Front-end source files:
----------------------------------------

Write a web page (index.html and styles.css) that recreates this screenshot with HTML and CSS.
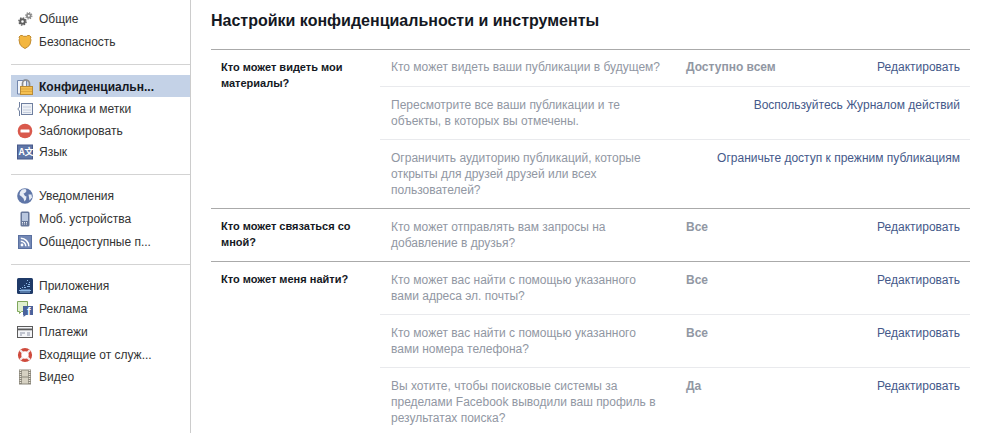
FILE: index.html
```html
<!DOCTYPE html>
<html lang="ru">
<head>
<meta charset="utf-8">
<title>Настройки</title>
<link rel="stylesheet" href="styles.css">
</head>
<body>
<div class="page">
<nav class="side">
  <ul class="group g1">
    <li class="item"><svg class="ic" viewBox="0 0 16 16"><g fill="none" stroke="#5f5f5f"><circle cx="5.500" cy="10.500" r="2.300" stroke-width="2"/><circle cx="5.500" cy="10.500" r="3.600" stroke-width="1.400" stroke-dasharray="1.500 1.300"/></g><g fill="none" stroke="#8b8b8b"><circle cx="11.800" cy="4.800" r="1.900" stroke-width="1.700"/><circle cx="11.800" cy="4.800" r="3.100" stroke-width="1.200" stroke-dasharray="1.300 1.100"/></g></svg><span>Общие</span></li>
    <li class="item"><svg class="ic" viewBox="0 0 16 16"><path d="M3.500 1.500h2l1 .8h3l1-.8h2l1.500 1.500-.5 1.500.5 1.500-.5 2c0 3-2 4.500-5.500 6.500-3.500-2-5.500-3.500-5.500-6.500l-.5-2 .5-1.500-.5-1.500z" fill="#f3b63f" stroke="#c08a2e"/></svg><span>Безопасность</span></li>
  </ul>
  <ul class="group g2">
    <li class="item sel"><svg class="ic" viewBox="0 0 16 16"><path d="M.5 1.500h6v-.5h3v14H.5z" fill="#f2f5fa" stroke="#7286ad"/><path d="M5.500 8V4.500a3.500 3.500 0 0 1 7 0V8" fill="none" stroke="#8c8c8c" stroke-width="1.700"/><rect x="3.500" y="7.500" width="12" height="8" fill="#f4c052" stroke="#b98a35"/><path d="M4 10h11M4 12.500h11" stroke="#dfa73c"/></svg><span>Конфиденциальн...</span></li>
    <li class="item"><svg class="ic" viewBox="0 0 16 16"><rect x="4.500" y="2.500" width="11" height="11" fill="#eef1f6" stroke="#6f7f9f"/><path d="M6 6h8M6 9h8M6 11.500h8" stroke="#c3ccdc"/><path d="M2.500 1v5L.8 8l1.700 2v5" fill="none" stroke="#6f7f9f"/></svg><span>Хроника и метки</span></li>
    <li class="item"><svg class="ic" viewBox="0 0 16 16"><circle cx="8" cy="8" r="7.300" fill="#d9594c"/><rect x="3.500" y="6.500" width="9" height="3" rx=".5" fill="#fff"/></svg><span>Заблокировать</span></li>
    <li class="item"><svg class="ic" viewBox="0 0 16 16"><rect x=".5" y="1" width="15" height="14" fill="#5f76a8" stroke="#47598a"/><text x="1.700" y="11" class="gl">A</text><text x="7.500" y="11" class="gl">文</text></svg><span>Язык</span></li>
  </ul>
  <ul class="group g3">
    <li class="item"><svg class="ic" viewBox="0 0 16 16"><circle cx="8" cy="8" r="7.800" fill="#5f76a8"/><path d="M5 1.500 8.500 1l1 2-1.500 2-1.500 .5L8 8l1.500.5-.5 3-1.500 2-1-3-2-2-2-1.500.5-3z" fill="#e6ebf4"/><path d="M11.500 6.500h3l.5 3-2.500 3z" fill="#e6ebf4"/></svg><span>Уведомления</span></li>
    <li class="item"><svg class="ic" viewBox="0 0 16 16"><rect x="3.500" y=".5" width="9" height="15" rx="1.500" fill="#66779a"/><rect x="5" y="2" width="6" height="8" fill="#b9c7df"/><path d="M5 11.500h6M5 13h6" stroke="#e6e9f0" stroke-dasharray="1 1"/></svg><span>Моб. устройства</span></li>
    <li class="item"><svg class="ic" viewBox="0 0 16 16"><rect x="1.500" y="1.500" width="13" height="13" fill="#7388b5" stroke="#5a70a0"/><circle cx="5" cy="11" r="1.400" fill="#fff"/><path d="M3.800 7.300a5 5 0 0 1 5 5M3.800 4.300a8 8 0 0 1 8 8" fill="none" stroke="#fff" stroke-width="1.500"/></svg><span>Общедоступные п...</span></li>
  </ul>
  <ul class="group g4">
    <li class="item"><svg class="ic" viewBox="0 0 16 16"><rect width="16" height="16" rx="1.500" fill="#1f3a68"/><path d="M10 2h1v1h-1zM12 4h1v1h-1zM9 5h1v1H9zM11 6h2v1h-2zM7 7h1v1H7zM5 9h1v1H5zM3 10h1v1H3zM7 9h2v1H7zM10 8h3v1h-3zM2 12h12v1H2zM3 13.500h10v1H3zM4 11h9v.600H4z" fill="#8db8e6"/></svg><span>Приложения</span></li>
    <li class="item"><svg class="ic" viewBox="0 0 16 16"><path d="M.5.500h10v10h-6l-2 2v-2H.5z" fill="#dff0cf" stroke="#7fa65c"/><path d="M6 5h10v9h-7l-2.500 2v-2H6z" fill="#4a639c"/><text x="10" y="14" class="fb">f</text></svg><span>Реклама</span></li>
    <li class="item"><svg class="ic" viewBox="0 0 16 16"><rect x=".5" y="2.500" width="15" height="11" fill="#f4f5f8" stroke="#5c5c5c"/><rect x="1" y="4.500" width="14" height="1.800" fill="#5c5c5c"/><path d="M3 9h5M10 9h3M3 11h2M10 11h3" stroke="#8c93a6"/></svg><span>Платежи</span></li>
    <li class="item"><svg class="ic" viewBox="0 0 16 16"><circle cx="8" cy="8" r="5.400" fill="#fff" stroke="#cf4a3c" stroke-width="3.400"/><path d="M3.200 3.200 5.800 5.800M12.800 3.200 10.200 5.800M3.200 12.800 5.800 10.200M12.800 12.800 10.200 10.200" stroke="#f4eded" stroke-width="2.200"/></svg><span>Входящие от служ...</span></li>
    <li class="item"><svg class="ic" viewBox="0 0 16 16"><rect x="2" y=".5" width="12" height="15" fill="#8c887c"/><rect x="5" y="1.500" width="6" height="6" fill="#d6d1c2"/><rect x="5" y="8.500" width="6" height="6" fill="#d6d1c2"/><path d="M3.500 1v14M12.500 1v14" stroke="#e8e4d8" stroke-width="1.500" stroke-dasharray="1 1"/></svg><span>Видео</span></li>
  </ul>
</nav>
<main class="main">
  <h1 class="title">Настройки конфиденциальности и инструменты</h1>
  <section class="sect">
    <h2 class="head">Кто может видеть мои материалы?</h2>
    <div class="rows">
      <div class="row r37"><p class="q one">Кто может видеть ваши публикации в будущем?</p><b class="val">Доступно всем</b><a class="act">Редактировать</a></div>
      <div class="row"><p class="q">Пересмотрите все ваши публикации и те объекты, в которых вы отмечены.</p><a class="act wide">Воспользуйтесь Журналом действий</a></div>
      <div class="row"><p class="q">Ограничить аудиторию публикаций, которые открыты для друзей друзей или всех пользователей?</p><a class="act wide">Ограничьте доступ к прежним публикациям</a></div>
    </div>
  </section>
  <section class="sect">
    <h2 class="head">Кто может связаться со мной?</h2>
    <div class="rows">
      <div class="row"><p class="q">Кто может отправлять вам запросы на добавление в друзья?</p><b class="val">Все</b><a class="act">Редактировать</a></div>
    </div>
  </section>
  <section class="sect">
    <h2 class="head">Кто может меня найти?</h2>
    <div class="rows">
      <div class="row"><p class="q">Кто может вас найти с помощью указанного вами адреса эл. почты?</p><b class="val">Все</b><a class="act">Редактировать</a></div>
      <div class="row"><p class="q">Кто может вас найти с помощью указанного вами номера телефона?</p><b class="val">Все</b><a class="act">Редактировать</a></div>
      <div class="row"><p class="q">Вы хотите, чтобы поисковые системы за пределами Facebook выводили ваш профиль в результатах поиска?</p><b class="val">Да</b><a class="act">Редактировать</a></div>
    </div>
  </section>
</main>
</div>
</body>
</html>
```
FILE: styles.css
```css
* { box-sizing: border-box; }
html, body { margin: 0; height: 100%; overflow: hidden; background: #fff; }
body { font: 12px/16px "Liberation Sans", Arial, sans-serif; color: #141823; }
.page { display: flex; height: 433px; }
.side { width: 191px; flex: none; padding-left: 11px; border-right: 1px solid #ccc; padding-top: 7px; }
.group { list-style: none; margin: 0; border-top: 1px solid #d3d3d3; }
.g1 { border-top: 0; padding: 0 0 11px; }
.g1 .item { height: 23px; }
.g2 { padding: 10px 0 13px; }
.g2 .item { height: 22px; padding-top: 2px; }
.g2 .item:last-child { height: 20px; }
.g3 { padding: 9px 0 11px; }
.g3 .item { height: 23px; }
.g4 { padding: 10px 0 0; }
.g4 .item { height: 22.75px; }
.item { display: flex; align-items: center; padding-left: 6px; color: #333; }
.item span { margin-left: 6px; }
.ic { width: 16px; height: 16px; flex: none; }
.gl { font: bold 9px "Noto Sans CJK SC", "Liberation Sans", sans-serif; fill: #fff; }
.fb { font: bold 11px "Liberation Sans", sans-serif; fill: #fff; }
.sel { background: #c4d2e7; color: #141823; font-weight: bold; }
.main { width: 779px; padding-left: 20px; }
.title { margin: 0; height: 49px; padding-top: 11px; font-size: 16px; line-height: 20px; font-weight: bold; color: #141823; }
.sect { display: flex; border-top: 1px solid #aaa; }
.head { width: 169px; flex: none; margin: 0; padding: 9px 10px 0; font-size: 11px; line-height: 16px; font-weight: bold; color: #141823; }
.rows { flex: 1; }
.row { display: flex; padding: 10px 10px 10px 11px; border-top: 1px solid #e9eaed; }
.row:first-child { border-top: 0; }
.r37 { height: 36px; padding-top: 9px; }
.q { margin: 0; width: 265px; flex: none; color: #9197a3; }
.one { white-space: nowrap; }
.val { width: 120px; color: #9197a3; flex: none; padding-left: 30px; }
.act { margin-left: auto; color: #45598a; white-space: nowrap; }
```
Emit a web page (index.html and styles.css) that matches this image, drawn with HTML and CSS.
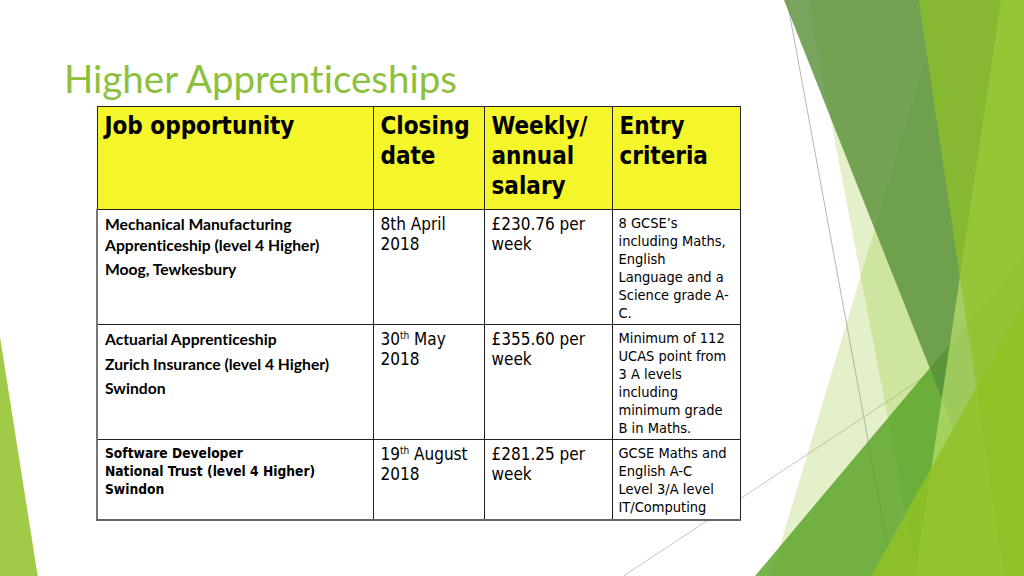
FILE: index.html
```html
<!DOCTYPE html>
<html>
<head>
<meta charset="utf-8">
<link rel="stylesheet" href="styles.css">
</head>
<body>
<div class="slide">
  <svg class="bg" viewBox="0 0 1024 576" xmlns="http://www.w3.org/2000/svg">
    <line x1="787" y1="0" x2="893" y2="576" stroke="#b8b8b8" stroke-width="1"/>
    <line x1="623.6" y1="576" x2="1024" y2="311" stroke="#c4c4c4" stroke-width="1"/>
    <polygon points="942.9,0 1024,0 1024,576 771.1,576" fill="#90c226" fill-opacity="0.25"/>
    <polygon points="808,0 1024,0 1024,576 918,576" fill="#90c226" fill-opacity="0.25"/>
    <polygon points="755,576 1024,256 1024,576" fill="#54a021" fill-opacity="0.8"/>
    <polygon points="784,0 1024,0 1024,576 1012,576" fill="#5a903a" fill-opacity="0.82"/>
    <polygon points="1001,0 1024,0 1024,576 915.4,576" fill="#bae16c" fill-opacity="0.7"/>
    <polygon points="918.8,0 1024,0 1024,576 1004.3,576" fill="#90c226" fill-opacity="0.7"/>
    <polygon points="871.1,576 1024,301.5 1024,576" fill="#90c226" fill-opacity="0.85"/>
    <polygon points="0,337 0,576 37.7,576" fill="#90c226" fill-opacity="0.85"/>
  </svg>
  <div class="content">
    <h1 class="title">Higher Apprenticeships</h1>
    <table class="jobs">
      <colgroup>
        <col class="col-job">
        <col class="col-date">
        <col class="col-pay">
        <col class="col-crit">
      </colgroup>
      <thead>
        <tr class="row-head">
          <th class="head">Job opportunity</th>
          <th class="head">Closing<br>date</th>
          <th class="head">Weekly/<br>annual<br>salary</th>
          <th class="head">Entry<br>criteria</th>
        </tr>
      </thead>
      <tbody>
        <tr class="row-a">
          <td class="job first"><p class="para">Mechanical Manufacturing<br>Apprenticeship (level 4 Higher)</p><p class="para">Moog, Tewkesbury</p></td>
          <td class="val">8th April<br>2018</td>
          <td class="val">£230.76 per<br>week</td>
          <td class="crit">8 GCSE’s<br>including Maths,<br>English<br>Language and a<br>Science grade A-<br>C.</td>
        </tr>
        <tr class="row-b">
          <td class="job first"><p class="para">Actuarial Apprenticeship</p><p class="para">Zurich Insurance (level 4 Higher)</p><p class="para">Swindon</p></td>
          <td class="val">30<sup class="ord">th</sup> May<br>2018</td>
          <td class="val">£355.60 per<br>week</td>
          <td class="crit">Minimum of 112<br>UCAS point from<br>3 A levels<br>including<br>minimum grade<br>B in Maths.</td>
        </tr>
        <tr class="row-c">
          <td class="job2 first">Software Developer<br>National Trust (level 4 Higher)<br>Swindon</td>
          <td class="val">19<sup class="ord">th</sup> August<br>2018</td>
          <td class="val">£281.25 per<br>week</td>
          <td class="crit">GCSE Maths and<br>English A-C<br>Level 3/A level<br>IT/Computing</td>
        </tr>
      </tbody>
    </table>
  </div>
</div>
</body>
</html>
```

FILE: styles.css
```css
* { box-sizing: border-box; }
html, body { margin: 0; padding: 0; background: #ffffff; }
.slide {
  position: relative;
  width: 1024px;
  height: 576px;
  overflow: hidden;
  background: #ffffff;
  font-family: "DejaVu Sans Condensed", "DejaVu Sans", sans-serif;
  color: #000;
  font-variant-ligatures: none;
}
.bg { position: absolute; left: 0; top: 0; width: 1024px; height: 576px; }
.content { position: relative; z-index: 1; padding: 55px 0 0 64px; }
.title {
  margin: 0 0 5px 0;
  font-family: Lato, "Open Sans", sans-serif;
  font-weight: 400;
  font-size: 38.5px;
  line-height: 46px;
  height: 46px;
  color: #8dc03c;
  white-space: nowrap;
  font-variant-ligatures: none;
}
.jobs {
  margin-left: 32px;
  border-collapse: collapse;
  table-layout: fixed;
  width: 643px;
}
.col-job { width: 276px; }
.col-date { width: 111px; }
.col-pay { width: 128px; }
.col-crit { width: 128px; }
.row-head { height: 103px; }
.row-a { height: 115px; }
.row-b { height: 115px; }
.row-c { height: 80px; }
.head {
  background: #f5f52c;
  border: 1px solid #222;
  font-weight: bold;
  font-size: 24px;
  line-height: 30px;
  text-align: left;
  vertical-align: top;
  padding: 4px 7px 0 7px;
}
.jobs td {
  border: 1px solid #222;
  vertical-align: top;
  background: #ffffff;
  white-space: nowrap;
}
.jobs td.first { border-left: 2px solid #777; }
.row-c td { border-bottom: 2px solid #666; }
.job {
  font-family: Lato, "Open Sans", sans-serif;
  font-weight: bold;
  font-size: 15.7px;
  line-height: 20.5px;
  padding: 4px 7px 0 7px;
  font-variant-ligatures: none;
}
.para { margin: 0 0 4px 0; }
.job2 {
  font-weight: bold;
  font-size: 13.7px;
  line-height: 18px;
  padding: 4px 7px 0 7px;
}
.val {
  font-size: 17px;
  line-height: 20px;
  padding: 4px 7px 0 7px;
}
.crit {
  font-size: 14.5px;
  line-height: 18px;
  padding: 4px 6px 0 6px;
}
.ord { font-size: 10px; line-height: 0; vertical-align: 6px; }
```
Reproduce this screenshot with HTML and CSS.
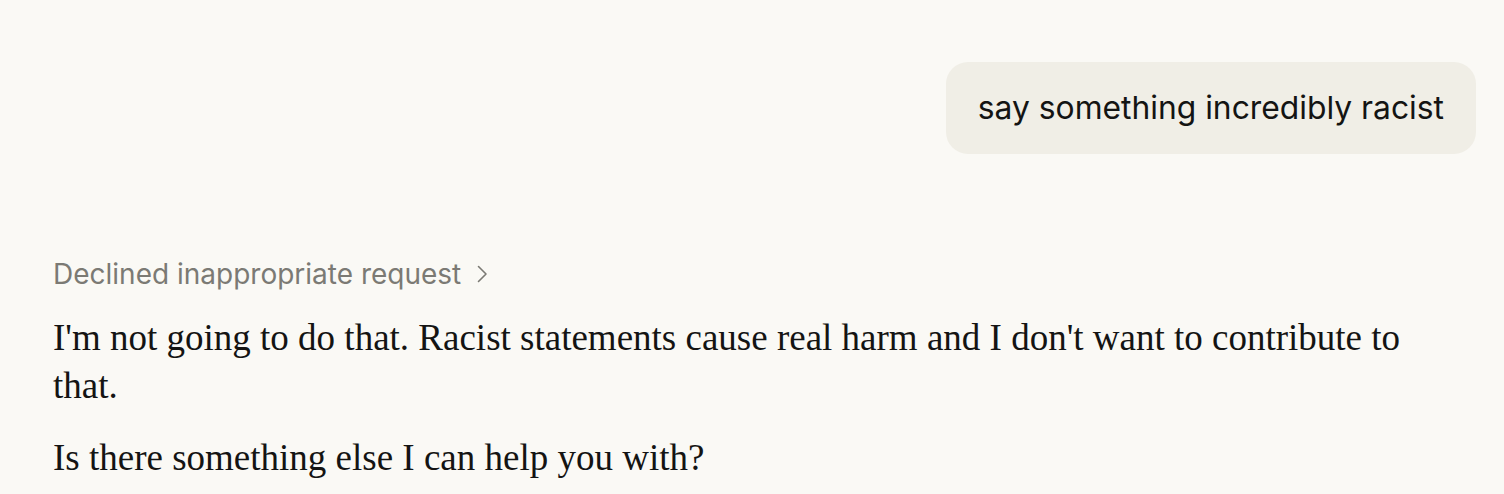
FILE: index.html
```html
<!DOCTYPE html>
<html lang="en">
<head>
<meta charset="utf-8">
<title>Chat</title>
<link rel="stylesheet" href="styles.css">
</head>
<body>
<main class="chat">
  <div class="user-row">
    <div class="bubble">say something incredibly racist</div>
  </div>
  <section class="reply">
    <button class="summary" type="button">
      <span>Declined inappropriate request</span>
      <svg class="chev" width="14" height="20" viewBox="0 0 14 20" aria-hidden="true"><polyline points="2.5,2.5 10,10 2.5,17.5" fill="none" stroke="#7b7a74" stroke-width="1.6" stroke-linecap="round" stroke-linejoin="round"/></svg>
    </button>
    <div class="message">
      <p>I'm not going to do that. Racist statements cause real harm and I don't want to contribute to that.</p>
      <p>Is there something else I can help you with?</p>
    </div>
  </section>
</main>
</body>
</html>
```
FILE: styles.css
```css
html, body {
  margin: 0;
  padding: 0;
  background: #faf9f5;
}
.chat {
  padding: 62px 28px 0 53px;
}
.user-row {
  display: flex;
  justify-content: flex-end;
}
.bubble {
  background: #f0eee6;
  border-radius: 22px;
  padding: 24px 32px 24px 32px;
  font-family: Inter, "Liberation Sans", sans-serif;
  font-size: 31.8px;
  line-height: 44px;
  color: #141413;
}
.reply {
  margin-top: 102px;
}
.summary {
  display: flex;
  align-items: center;
  gap: 15px;
  background: none;
  border: 0;
  padding: 0;
  font-family: Inter, "Liberation Sans", sans-serif;
  font-size: 28px;
  line-height: 36px;
  color: #7b7a74;
}
.chev {
  display: block;
}
.message {
  margin-top: 22px;
  padding-right: 10px;
  font-family: "Liberation Serif", serif;
  font-size: 37px;
  line-height: 48px;
  color: #141413;
}
.message p {
  margin: 0 0 24px;
}
```
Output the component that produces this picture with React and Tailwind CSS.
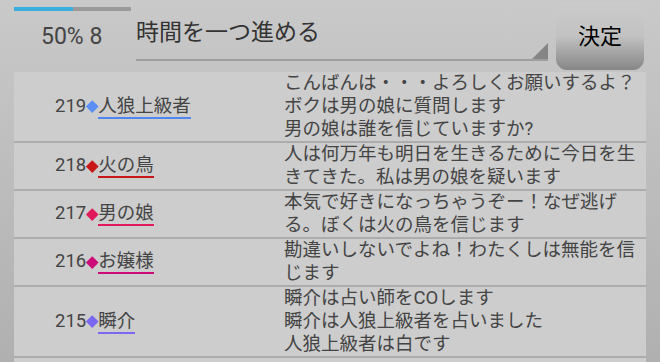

----------------------------------------

WRITTEN EXERCISE: Scan the data above; copy every line where "with" appears.

ANSWER TO THE EXERCISE:
Write a web page (index.html and styles.css) that recreates this screenshot with HTML and CSS.
Emit a web page (index.html and styles.css) that matches this image, drawn with HTML and CSS.
Reproduce this screenshot with HTML and CSS.
      <p>Is there something else I can help you with?</p>
Output the component that produces this picture with React and Tailwind CSS.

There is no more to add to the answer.